Web page code records:
┌────────

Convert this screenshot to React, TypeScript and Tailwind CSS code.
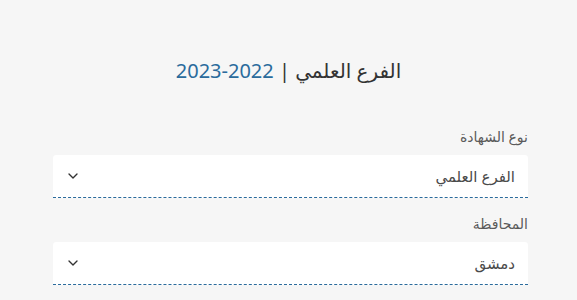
import { ChevronDown } from "lucide-react";

const fields = [
    { label: "نوع الشهادة", value: "الفرع العلمي" },
    { label: "المحافظة", value: "دمشق" },
];

export default function App() {
    return (
        <div dir="rtl" className="min-h-[300px] w-full bg-[#f6f6f6] text-[#333]" style={{ fontFamily: '"Noto Sans", "DejaVu Sans", sans-serif' }}>
            <div className="pt-[57px] pb-[42px] text-center text-[20px] leading-[28px] text-[#333]">
                الفرع العلمي | <span dir="ltr" className="text-[#2a6b9c]">2023-2022</span>
            </div>
            <div className="mr-[49px] ml-[53px] flex flex-col">
                {fields.map((field) => (
                    <div key={field.label} className="mb-[16px]">
                        <label className="block text-[14px] leading-[20px] text-[#5a5a5a] mb-[8px]">
                            {field.label}
                        </label>
                        <div className="flex items-center justify-between h-[43px] bg-white rounded-t-[3px] border-b border-dashed border-[#2a6b9c] pr-[13px] pl-[12px]">
                            <span className="text-[15px] text-[#4a4a4a]">{field.value}</span>
                            <ChevronDown size={16} strokeWidth={2} className="text-[#333]" />
                        </div>
                    </div>
                ))}
            </div>
        </div>
    );
}
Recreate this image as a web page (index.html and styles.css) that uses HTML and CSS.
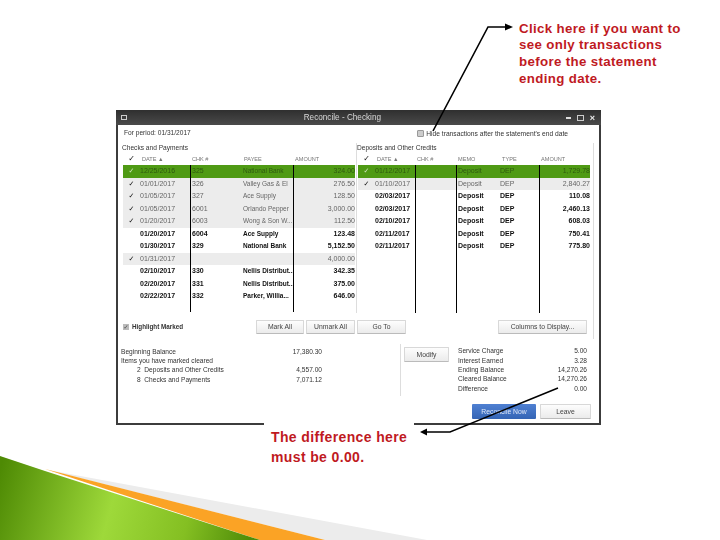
FILE: index.html
```html
<!DOCTYPE html>
<html lang="en">
<head>
<meta charset="utf-8">
<title>Reconcile - Checking</title>
<link rel="stylesheet" href="styles.css">
</head>
<body>
<div class="stage">
  <div class="window">
    <div class="titlebar">
      <span class="sysicon"></span>
      <span class="wintitle">Reconcile - Checking</span>
      <span class="winctrls"><i class="min"></i><i class="max"></i><b>×</b></span>
    </div>
    <div class="period">
      <span>For period: 01/31/2017</span>
      <label class="hide"><span class="box"></span>Hide transactions after the statement's end date</label>
    </div>
    <div class="lists">
      <section class="list left">
        <h2>Checks and Payments</h2>
        <div class="row head"><span class="ck">✓</span><span>DATE ▲</span><span>CHK #</span><span>PAYEE</span><span>AMOUNT</span></div>
        <div class="row sel"><span class="ck">✓</span><span>12/25/2016</span><span>325</span><span>National Bank</span><span>324.00</span></div>
        <div class="row mark"><span class="ck">✓</span><span>01/01/2017</span><span>326</span><span>Valley Gas &amp; El</span><span>276.50</span></div>
        <div class="row mark"><span class="ck">✓</span><span>01/05/2017</span><span>327</span><span>Ace Supply</span><span>128.50</span></div>
        <div class="row mark"><span class="ck">✓</span><span>01/05/2017</span><span>6001</span><span>Orlando Pepper</span><span>3,000.00</span></div>
        <div class="row mark"><span class="ck">✓</span><span>01/20/2017</span><span>6003</span><span>Wong &amp; Son W...</span><span>112.50</span></div>
        <div class="row"><span class="ck"></span><span>01/20/2017</span><span>6004</span><span>Ace Supply</span><span>123.48</span></div>
        <div class="row"><span class="ck"></span><span>01/30/2017</span><span>329</span><span>National Bank</span><span>5,152.50</span></div>
        <div class="row mark"><span class="ck">✓</span><span>01/31/2017</span><span></span><span></span><span>4,000.00</span></div>
        <div class="row"><span class="ck"></span><span>02/10/2017</span><span>330</span><span>Nellis Distribut...</span><span>342.35</span></div>
        <div class="row"><span class="ck"></span><span>02/20/2017</span><span>331</span><span>Nellis Distribut...</span><span>375.00</span></div>
        <div class="row"><span class="ck"></span><span>02/22/2017</span><span>332</span><span>Parker, Willia...</span><span>646.00</span></div>
        <div class="row tail"><span></span><span></span><span></span><span></span><span></span></div>
      </section>
      <section class="list right">
        <h2>Deposits and Other Credits</h2>
        <div class="row head"><span class="ck">✓</span><span>DATE ▲</span><span>CHK #</span><span>MEMO</span><span>TYPE</span><span>AMOUNT</span></div>
        <div class="row sel"><span class="ck">✓</span><span>01/12/2017</span><span></span><span>Deposit</span><span>DEP</span><span>1,729.78</span></div>
        <div class="row mark"><span class="ck">✓</span><span>01/10/2017</span><span></span><span>Deposit</span><span>DEP</span><span>2,840.27</span></div>
        <div class="row"><span class="ck"></span><span>02/03/2017</span><span></span><span>Deposit</span><span>DEP</span><span>110.08</span></div>
        <div class="row"><span class="ck"></span><span>02/03/2017</span><span></span><span>Deposit</span><span>DEP</span><span>2,460.13</span></div>
        <div class="row"><span class="ck"></span><span>02/10/2017</span><span></span><span>Deposit</span><span>DEP</span><span>608.03</span></div>
        <div class="row"><span class="ck"></span><span>02/11/2017</span><span></span><span>Deposit</span><span>DEP</span><span>750.41</span></div>
        <div class="row"><span class="ck"></span><span>02/11/2017</span><span></span><span>Deposit</span><span>DEP</span><span>775.80</span></div>
        <div class="row fill"><span></span><span></span><span></span><span></span><span></span><span></span></div>
      </section>
    </div>
    <div class="actions">
      <label class="highlight"><span class="tick">✓</span>Highlight Marked</label>
      <button class="btn mark-all">Mark All</button>
      <button class="btn unmark-all">Unmark All</button>
      <button class="btn goto">Go To</button>
      <button class="btn columns">Columns to Display...</button>
    </div>
    <div class="summary">
      <div class="sum-left">
        <div class="sum-row"><span>Beginning Balance</span><span>17,380.30</span></div>
        <div class="sum-row"><span>Items you have marked cleared</span><span></span></div>
        <div class="sum-row sub"><span>2 &nbsp;Deposits and Other Credits</span><span>4,557.00</span></div>
        <div class="sum-row sub"><span>8 &nbsp;Checks and Payments</span><span>7,071.12</span></div>
      </div>
      <div class="sum-right">
        <button class="btn modify">Modify</button>
        <div class="totals">
          <div class="sum-row"><span>Service Charge</span><span>5.00</span></div>
          <div class="sum-row"><span>Interest Earned</span><span>3.28</span></div>
          <div class="sum-row"><span>Ending Balance</span><span>14,270.26</span></div>
          <div class="sum-row"><span>Cleared Balance</span><span>14,270.26</span></div>
          <div class="sum-row"><span>Difference</span><span>0.00</span></div>
        </div>
      </div>
    </div>
    <div class="finish">
      <button class="btn primary">Reconcile Now</button>
      <button class="btn leave">Leave</button>
    </div>
  </div>

  <svg class="swoosh" viewBox="0 0 720 540" aria-hidden="true">
    <defs>
      <linearGradient id="leaf" gradientUnits="userSpaceOnUse" x1="0" y1="470" x2="250" y2="540">
        <stop offset="0" stop-color="#4e8a04"/>
        <stop offset=".45" stop-color="#9ed93a"/>
        <stop offset=".75" stop-color="#84bf22"/>
        <stop offset="1" stop-color="#4f8c08"/>
      </linearGradient>
    </defs>
    <polygon points="48,470 427,540 325,540" fill="#ececec"/>
    <polygon points="45,469 325,540 260,540" fill="#fba325"/>
    <polygon points="0,456 45,471 260,540 0,540" fill="url(#leaf)"/>
  </svg>

  <div class="note note-diff">The difference here<br>must be <strong>0.00</strong>.</div>
  <div class="note note-click">Click here if you want to<br>see only transactions<br>before the statement<br>ending date.</div>

  <svg class="arrows" viewBox="0 0 720 540" aria-hidden="true">
    <polyline points="433,131 488,27 506,27" fill="none" stroke="#000" stroke-width="1.6"/>
    <polygon points="513,27 505,23.5 505,30.5" fill="#000"/>
    <polyline points="558,388 450,432 426,432" fill="none" stroke="#000" stroke-width="1.4"/>
    <polygon points="420,432 427,428.5 427,435.5" fill="#000"/>
  </svg>
</div>
</body>
</html>
```
FILE: styles.css
```css
* { box-sizing: border-box; }
html, body { margin: 0; padding: 0; background: #fff; }
.stage {
  position: relative;
  width: 720px;
  height: 540px;
  overflow: hidden;
  font-family: "Liberation Sans", Arial, sans-serif;
}
.window {
  width: 485px;
  height: 315px;
  margin: 110px 0 0 116px;
  float: left;
  background: #fff;
  border: 2px solid #3c3c3c;
  border-top: 0;
  font-size: 7px;
  color: #222;
  filter: blur(0.35px);
}
.titlebar {
  height: 15px;
  margin: 0 -2px;
  padding: 0 6px 0 5px;
  display: flex;
  align-items: center;
  position: relative;
  background: linear-gradient(#2f2f2f, #4a4a4a);
  color: #d8d8d8;
}
.sysicon { width: 6px; height: 5px; border: 1px solid #ccc; }
.wintitle { flex: 1; text-align: center; font-size: 8.2px; padding-right: 8px; }
.winctrls { display: flex; align-items: center; gap: 6px; }
.winctrls .min { width: 5px; height: 2px; background: #ddd; }
.winctrls .max { width: 7px; height: 6px; border: 1px solid #ccc; }
.winctrls b { font-size: 9px; line-height: 8px; color: #eee; }
.period {
  height: 18px;
  padding: 3px 31px 0 6px;
  display: flex;
  align-items: flex-start;
  font-size: 6.6px;
  line-height: 9px;
  color: #333;
}
.hide { display: flex; align-items: center; margin-left: auto; white-space: nowrap; font-size: 6.7px; line-height: 9px; padding-top: 1px; }
.box {
  width: 7px;
  height: 7px;
  margin-right: 2px;
  border: 1px solid #999;
  border-radius: 1px;
  background: #ccc;
}
.lists { display: flex; padding-left: 4px; }
.list { width: 235px; }
.list.left { border-right: 1px solid #ddd; }
.list.right { width: 237px; border-right: 1px solid #ddd; }
.list h2 {
  height: 10px;
  margin: 0;
  font-size: 6.6px;
  line-height: 10px;
  font-weight: normal;
  color: #333;
}
.row {
  display: grid;
  height: 12.55px;
  margin-left: 1px;
  align-items: stretch;
  font-weight: bold;
  color: #111;
  white-space: nowrap;
}
.left .row { grid-template-columns: 17px 50px 52px 51px 62px; width: 232px; }
.right .row { grid-template-columns: 17px 40px 41px 44px 39px 51px; width: 232px; }
.row > span { line-height: 12.55px; overflow: hidden; }
.left .row > span:nth-child(3),
.left .row > span:nth-child(5),
.right .row > span:nth-child(3),
.right .row > span:nth-child(4),
.right .row > span:nth-child(6) { border-left: 1px solid #000; padding-left: 1px; }
.row > span:last-child { text-align: right; padding-right: 0; }
.left .row > span:nth-child(4) { padding-left: 1px; font-size: 6.5px; }
.ck { font-family: "DejaVu Sans", sans-serif; font-size: 7px; font-weight: normal; text-align: center; color: #222; }
.row.head {
  height: 12px;
  font-size: 5.6px;
  font-weight: normal;
  color: #777;
}
.row.head > span,
.row.head > span:nth-child(n) { border-left: 0; line-height: 12px; padding-left: 2px; text-align: left; font-size: 5.6px; }
.row.head > .ck:nth-child(n) { font-size: 8px; color: #111; padding: 0; text-align: center; }
.row.sel { background: #4f9a14; color: #2f5a10; font-weight: normal; }
.row.sel .ck { color: #cfe3bb; }
.row.mark { background: #ececec; color: #666; font-weight: normal; }
.row.mark .ck { color: #111; }
.row.tail { height: 9px; }
.row.fill { height: 59.8px; }
.row.fill > span { line-height: 1; }
.actions {
  display: flex;
  align-items: flex-start;
  gap: 2px;
  height: 26px;
  margin-right: 5px;
  padding: 7px 6px 0 5px;
  border-right: 1px solid #ddd;
}
.highlight { width: 131px; height: 14px; display: flex; align-items: center; font-weight: bold; color: #333; font-size: 6.3px; }
.tick {
  width: 6px;
  height: 6px;
  margin-right: 3px;
  background: #bbb;
  color: #444;
  font-family: "DejaVu Sans", sans-serif;
  font-size: 6px;
  line-height: 6px;
  text-align: center;
}
.btn {
  height: 14px;
  padding: 0;
  border: 1px solid #d8d8d8;
  border-bottom-color: #bbb;
  border-radius: 1px;
  background: linear-gradient(#fdfdfd, #ebebeb);
  font-family: inherit;
  font-size: 6.8px;
  color: #444;
  white-space: nowrap;
}
.mark-all { width: 48px; }
.unmark-all { width: 49px; }
.goto { width: 49px; }
.columns { width: 89px; margin-left: auto; }
.summary { display: flex; height: 52px; margin-top: 5px; }
.sum-left { width: 201px; margin-left: 3px; padding-top: 3px; }
.sum-row {
  display: flex;
  justify-content: space-between;
  height: 9.4px;
  line-height: 9.4px;
  font-size: 6.6px;
  color: #333;
  white-space: nowrap;
}
.sum-row.sub { padding-left: 16px; }
.sum-right {
  display: flex;
  margin-left: 78px;
  padding-left: 3px;
  border-left: 1px solid #ddd;
  align-items: flex-start;
}
.modify { width: 45px; height: 15px; margin-top: 3px; }
.totals { width: 129px; margin-left: 9px; padding-top: 2.5px; }
.finish { display: flex; justify-content: flex-end; gap: 4px; margin-top: 8px; padding-right: 8px; }
.primary {
  width: 64px;
  height: 15px;
  border: 0;
  background: linear-gradient(#4f80d2, #3565b5);
  color: #dfe8f8;
}
.leave { width: 51px; height: 15px; }
.swoosh, .arrows {
  position: absolute;
  left: 0;
  top: 0;
  width: 720px;
  height: 540px;
}
.note {
  position: absolute;
  color: #bf1a1f;
  font-weight: bold;
  background: #fff;
}
.note strong { font-weight: bold; }
.note-diff {
  left: 264px;
  top: 420px;
  width: 150px;
  padding: 7px 0 0 7px;
  font-size: 14px;
  line-height: 20px;
  letter-spacing: 0.37px;
}
.note-click {
  left: 519px;
  top: 20.5px;
  font-size: 13.3px;
  line-height: 16.8px;
  letter-spacing: 0.35px;
  white-space: nowrap;
}
```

└────────

§ What the task requires
Each line that holds the word "this" is to be copied.

§ The answer
Convert this screenshot to React, TypeScript and Tailwind CSS code.
Recreate this image as a web page (index.html and styles.css) that uses HTML and CSS.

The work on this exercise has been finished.